Vanishing Gradient Problem: The problem that ResNets address by introducing skip connections. Interviewers might ask about training challenges in deep learning. Follow up: Explain the vanishing gradient problem and how it affects the training of deep neural networks. What techniques besides skip connections are used to address this problem?
Highway Networks: A precursor to ResNets that introduced the idea of gating units in skip connections, allowing the network to learn how much information to pass through. Follow up: Compare and contrast Highway Networks and Residual Networks.
DenseNet: Another architecture that extends the idea of skip connections by connecting each layer to every subsequent layer.

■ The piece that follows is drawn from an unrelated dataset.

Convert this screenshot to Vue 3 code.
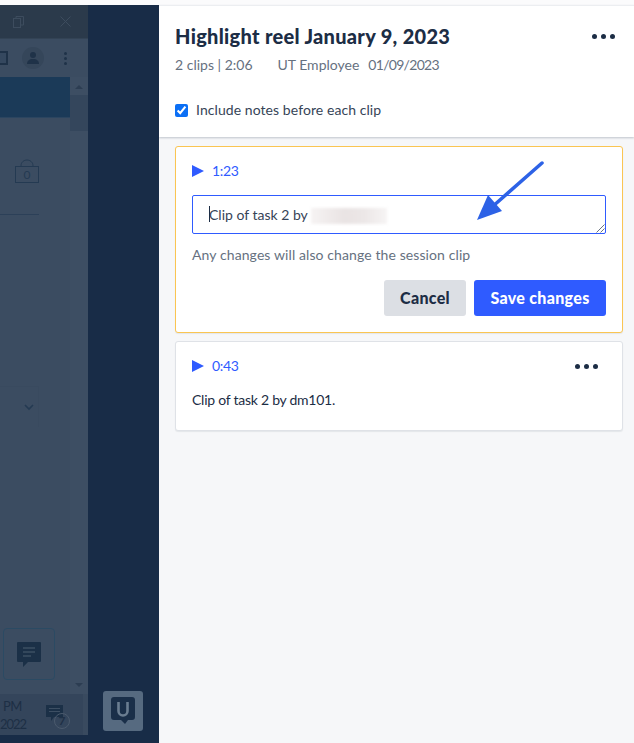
<template>
  <div class="screen">
    <div class="top-strip"></div>
    <div class="body">
      <div class="backdrop">
        <div class="app">
          <div class="titlebar">
            <svg class="win-icon restore" width="11" height="12" viewBox="0 0 11 12">
              <rect x="0.5" y="2.5" width="7" height="9" fill="none" stroke="#3d4c5e" />
              <path d="M3 2.500V.5h7.500v8.500H8" fill="none" stroke="#3d4c5e" />
            </svg>
            <svg class="win-icon close" width="11" height="11" viewBox="0 0 11 11">
              <path d="M.5.5l10 10M10.500.5l-10 10" stroke="#3d4c5e" />
            </svg>
          </div>
          <div class="toolbar">
            <span class="tool-box"></span>
            <span class="avatar">
              <svg width="14" height="14" viewBox="0 0 14 14">
                <circle cx="7" cy="4" r="3" fill="#1f3248" />
                <path d="M1 13c0-3 2-5 6-5s6 2 6 5z" fill="#1f3248" />
              </svg>
            </span>
            <span class="kebab"><i></i><i></i><i></i></span>
          </div>
          <div class="content">
            <div class="main">
              <div class="banner"></div>
              <div class="bag">
                <svg width="26" height="25" viewBox="0 0 26 25">
                  <path d="M7 7c0-8 12-8 12 0" fill="none" stroke="#243a52" />
                  <rect x="1.5" y="7.5" width="23" height="16" fill="none" stroke="#243a52" />
                </svg>
                <span>0</span>
              </div>
              <div class="rule"></div>
              <div class="select">
                <svg width="10" height="7" viewBox="0 0 10 7">
                  <path d="M1 1l4 4 4-4" fill="none" stroke="#243a52" stroke-width="1.6" />
                </svg>
              </div>
              <div class="chat-btn">
                <svg width="24" height="25" viewBox="0 0 24 25">
                  <path d="M1 0h22a1 1 0 0 1 1 1v18a1 1 0 0 1-1 1H11l-5 5v-5H1a1 1 0 0 1-1-1V1a1 1 0 0 1 1-1z" fill="#1b3047" />
                  <path d="M6 6h12M6 10h12M6 14h8" stroke="#3d4f63" stroke-width="1.5" />
                </svg>
              </div>
            </div>
            <div class="scrollbar">
              <span class="arrow up"></span>
              <span class="thumb"></span>
              <span class="arrow down"></span>
            </div>
          </div>
          <div class="taskbar">
            <div class="clock">
              <span class="clock-time">PM</span>
              <span class="clock-date">2022</span>
            </div>
            <div class="tray">
              <svg width="17" height="17" viewBox="0 0 17 17">
                <path d="M0 0h17v12H8l-3 4v-4H0z" fill="#1b3047" />
                <path d="M3 3.500h11M3 6.500h11" stroke="#3d4f63" />
              </svg>
              <span class="tray-badge">7</span>
            </div>
          </div>
        </div>
        <div class="shade">
          <div class="logo-tile">
            <svg width="24" height="28" viewBox="0 0 24 28">
              <path d="M3 0h18a3 3 0 0 1 3 3v17a3 3 0 0 1-3 3h-4l-3 4-4-4H3a3 3 0 0 1-3-3V3a3 3 0 0 1 3-3z" fill="#1a2f49" />
              <path d="M7.500 5v9a4.500 4.500 0 0 0 9 0V5" fill="none" stroke="#6a7d91" stroke-width="2.600" />
            </svg>
          </div>
        </div>
      </div>

      <div class="panel">
        <header class="head">
          <div class="title-row">
            <h1>Highlight reel January 9, 2023</h1>
            <span class="dots big"><i></i><i></i><i></i></span>
          </div>
          <div class="meta">
            <span>2 clips | 2:06</span>
            <span class="author">UT Employee</span>
            <span class="date">01/09/2023</span>
          </div>
          <label class="include">
            <input type="checkbox" checked />
            <span>Include notes before each clip</span>
          </label>
        </header>

        <div class="clips">
          <section class="clip editing">
            <div class="clip-top">
              <span class="play"></span>
              <span class="time">1:23</span>
            </div>
            <div class="field">
              <span class="caret"></span>
              <span>Clip of task 2 by</span>
              <span class="redact"></span>
              <svg class="grip" width="10" height="10" viewBox="0 0 10 10">
                <path d="M9.500 1.500l-8 8M9.500 5.500l-4 4" stroke="#5a6472" stroke-width="0.900" />
              </svg>
            </div>
            <p class="hint">Any changes will also change the session clip</p>
            <div class="actions">
              <button type="button" class="btn cancel">Cancel</button>
              <button type="button" class="btn save">Save changes</button>
            </div>
            <svg class="callout" width="68" height="60" viewBox="0 0 68 60">
              <path d="M66 2L16 46" stroke="#2d62e6" stroke-width="3.500" stroke-linecap="round" />
              <path d="M1 59l11-25 14 16z" fill="#2d62e6" />
            </svg>
          </section>

          <section class="clip">
            <div class="clip-top">
              <span class="play"></span>
              <span class="time">0:43</span>
              <span class="dots"><i></i><i></i><i></i></span>
            </div>
            <p class="note">Clip of task 2 by dm101.</p>
          </section>
        </div>
      </div>
    </div>
  </div>
</template>

<script setup>
</script>

<style>
html,
body {
  margin: 0;
  background: #f6f7f9;
}
</style>

<style scoped>
.screen {
  width: 634px;
  height: 743px;
  overflow: hidden;
  display: flex;
  flex-direction: column;
  font-family: Lato, 'Liberation Sans', sans-serif;
  color: #1c2d45;
}

.top-strip {
  height: 5px;
  background: #fbfbfc;
}

.body {
  flex: 1;
  display: flex;
  min-height: 0;
}

.backdrop {
  width: 159px;
  display: flex;
  background: #182c47;
}

.app {
  width: 88px;
  height: 730px;
  display: flex;
  flex-direction: column;
  background: #3b4c61;
}

.titlebar {
  height: 34px;
  flex: none;
  display: flex;
  align-items: center;
  background: #2b3a4b;
  border-bottom: 1px solid #334355;
  box-sizing: border-box;
}

.win-icon.restore {
  margin-left: 13px;
}

.win-icon.close {
  margin-left: 36px;
}

.toolbar {
  height: 38px;
  flex: none;
  display: flex;
  align-items: center;
}

.tool-box {
  width: 8px;
  height: 14px;
  box-sizing: border-box;
  border: 2px solid #1f3248;
  border-left: 0;
  background: #35485f;
}

.avatar {
  width: 22px;
  height: 22px;
  margin-left: 14px;
  border-radius: 50%;
  background: #35465a;
  display: flex;
  align-items: center;
  justify-content: center;
}

.kebab {
  margin-left: 20px;
  display: flex;
  flex-direction: column;
  gap: 2px;
}

.kebab i {
  width: 3px;
  height: 3px;
  border-radius: 50%;
  background: #1f3248;
}

.content {
  flex: 1;
  display: flex;
  min-height: 0;
}

.main {
  width: 70px;
  display: flex;
  flex-direction: column;
}

.banner {
  height: 41px;
  flex: none;
  background: #1b3a58;
  border-bottom: 1px solid #2b4560;
  box-sizing: border-box;
}

.bag {
  position: relative;
  width: 26px;
  height: 25px;
  margin: 41px 0 0 14px;
  flex: none;
}

.bag span {
  position: absolute;
  left: 0;
  right: 0;
  top: 9px;
  text-align: center;
  font-size: 12px;
  line-height: 13px;
  color: #243a52;
}

.rule {
  width: 39px;
  height: 1px;
  flex: none;
  margin-top: 30px;
  background: #2c4058;
}

.select {
  width: 39px;
  height: 41px;
  flex: none;
  margin-top: 171px;
  box-sizing: border-box;
  border-top: 1px solid #394a5f;
  border-right: 1px solid #394a5f;
  padding: 17px 0 0 24px;
}

.select svg {
  display: block;
}

.chat-btn {
  width: 52px;
  height: 52px;
  flex: none;
  margin: 201px 0 0 3px;
  box-sizing: border-box;
  border: 1px solid #2b4a63;
  border-radius: 4px;
  display: flex;
  align-items: center;
  justify-content: center;
}

.scrollbar {
  flex: 1;
  position: relative;
  display: flex;
  flex-direction: column;
  align-items: center;
  background: #3d4e63;
}

.thumb {
  width: 100%;
  height: 36px;
  margin-top: 6px;
  background: #34465c;
}

.arrow {
  width: 0;
  height: 0;
  border-left: 4px solid transparent;
  border-right: 4px solid transparent;
}

.arrow.up {
  margin-top: 8px;
  border-bottom: 4px solid #2c3d52;
}

.arrow.down {
  position: absolute;
  bottom: 7px;
  border-top: 4px solid #2c3d52;
}

.taskbar {
  height: 41px;
  flex: none;
  display: flex;
  background: #34455b;
  color: #1f3046;
  box-sizing: border-box;
  border-right: 5px solid #394a5f;
}

.clock {
  width: 27px;
  padding-top: 3px;
  font-size: 13px;
  line-height: 18px;
  box-sizing: border-box;
  color: #1d2f45;
  white-space: nowrap;
}

.clock-time {
  display: block;
  padding-left: 3px;
  letter-spacing: -0.5px;
}

.clock-date {
  display: block;
  letter-spacing: -1px;
}

.tray {
  position: relative;
  margin: 11px 0 0 19px;
}

.tray-badge {
  position: absolute;
  left: 8px;
  top: 8px;
  width: 16px;
  height: 16px;
  border: 1px solid #4b5a6d;
  border-radius: 50%;
  box-sizing: border-box;
  font-size: 12px;
  line-height: 14px;
  text-align: center;
  font-weight: 700;
}

.shade {
  flex: 1;
  position: relative;
}

.logo-tile {
  position: absolute;
  left: 15px;
  top: 686px;
  width: 40px;
  height: 40px;
  border-radius: 3px;
  background: #566a80;
  display: flex;
  align-items: center;
  justify-content: center;
}

.panel {
  flex: 1;
  min-width: 0;
  display: flex;
  flex-direction: column;
  background: #f6f7f9;
}

.head {
  height: 132px;
  flex: none;
  box-sizing: border-box;
  padding: 15px 16px 0;
  background: #fff;
  border-top: 1px solid #eceef1;
  box-shadow: 0 1px 2px rgba(28, 45, 69, 0.25);
  position: relative;
}

.title-row {
  display: flex;
  justify-content: space-between;
  align-items: center;
}

h1 {
  margin: 0;
  font-size: 20px;
  line-height: 30px;
  font-weight: 900;
  letter-spacing: 0.3px;
  color: #1c2d45;
}

.meta {
  display: flex;
  margin-top: 5px;
  font-size: 14px;
  line-height: 18px;
  color: #66717f;
}

.author {
  margin: 0 9px 0 25px;
}

.date {
  letter-spacing: -0.7px;
}

.include {
  display: flex;
  align-items: center;
  margin-top: 27px;
  font-size: 14px;
  line-height: 18px;
  letter-spacing: 0.07px;
  color: #364457;
}

.include input {
  width: 13px;
  height: 13px;
  margin: 0 8px 0 0;
  accent-color: #0b6ff5;
}

.dots {
  display: flex;
  gap: 4px;
  margin-left: auto;
}

.dots i {
  width: 5px;
  height: 5px;
  border-radius: 50%;
  background: #1c2d45;
}

.dots.big {
  margin-right: 3px;
}

.clips {
  padding: 9px 11px 0 16px;
  display: flex;
  flex-direction: column;
  gap: 8px;
}

.clip {
  position: relative;
  padding: 15px 16px 0;
  background: #fff;
  border: 1px solid #dfe2e7;
  border-radius: 3px;
  box-sizing: border-box;
  height: 90px;
  box-shadow: 0 1px 1px rgba(28, 45, 69, 0.08);
}

.clip.editing {
  height: 187px;
  border-color: #fac552;
}

.clip-top {
  display: flex;
  align-items: center;
  height: 18px;
}

.play {
  width: 0;
  height: 0;
  border-left: 12px solid #2f5bff;
  border-top: 6px solid transparent;
  border-bottom: 6px solid transparent;
}

.time {
  margin-left: 8px;
  font-size: 14px;
  line-height: 18px;
  letter-spacing: -0.3px;
  color: #2f5bff;
}

.clip-top .dots {
  margin-right: 8px;
}

.field {
  position: relative;
  height: 39px;
  margin-top: 15px;
  box-sizing: border-box;
  border: 1px solid #2f5bff;
  border-radius: 2px;
  padding-left: 16px;
  display: flex;
  align-items: center;
  font-size: 14px;
  color: #364457;
}

.caret {
  position: absolute;
  left: 16px;
  top: 10px;
  width: 1px;
  height: 16px;
  background: #1c2d45;
}

.redact {
  width: 76px;
  height: 16px;
  margin: 3px 0 0 3px;
  background: linear-gradient(90deg, #f6f3f3, #e9e3e3 45%, #ece7e7 70%, #f6f4f4);
  filter: blur(1.5px);
}

.grip {
  position: absolute;
  right: 0;
  bottom: 0;
}

.hint {
  margin: 12px 0 0;
  font-size: 14px;
  line-height: 18px;
  letter-spacing: 0.1px;
  color: #66717f;
}

.actions {
  display: flex;
  justify-content: flex-end;
  gap: 8px;
  margin-top: 16px;
}

.btn {
  height: 36px;
  border: 0;
  border-radius: 3px;
  font-family: inherit;
  font-size: 16px;
  font-weight: 900;
  letter-spacing: 0.3px;
  padding: 0 0 2px;
}

.cancel {
  width: 82px;
  background: #dcdfe4;
  color: #1c2d45;
}

.save {
  width: 132px;
  background: #2f5bff;
  color: #fff;
}

.callout {
  position: absolute;
  left: 300px;
  top: 14px;
}

.note {
  margin: 16px 0 0;
  font-size: 14px;
  line-height: 18px;
  letter-spacing: -0.25px;
  color: #1c2d45;
}
</style>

Follow up: How does DenseNet differ from ResNet in its use of skip connections, and what are the advantages and disadvantages of each approach?
Gradient Flow: Skip connections improve gradient flow during backpropagation. Interviewers might focus on the training dynamics. Follow up: Explain how skip connections in ResNet facilitate better gradient flow during training.
Image Classification: ResNet significantly improved performance on image classification tasks. Interviewers may ask about specific applications. Follow up: Why did ResNet lead to substantial improvements in image classification accuracy? Discuss some of the benchmark datasets where ResNet achieved state-of-the-art results.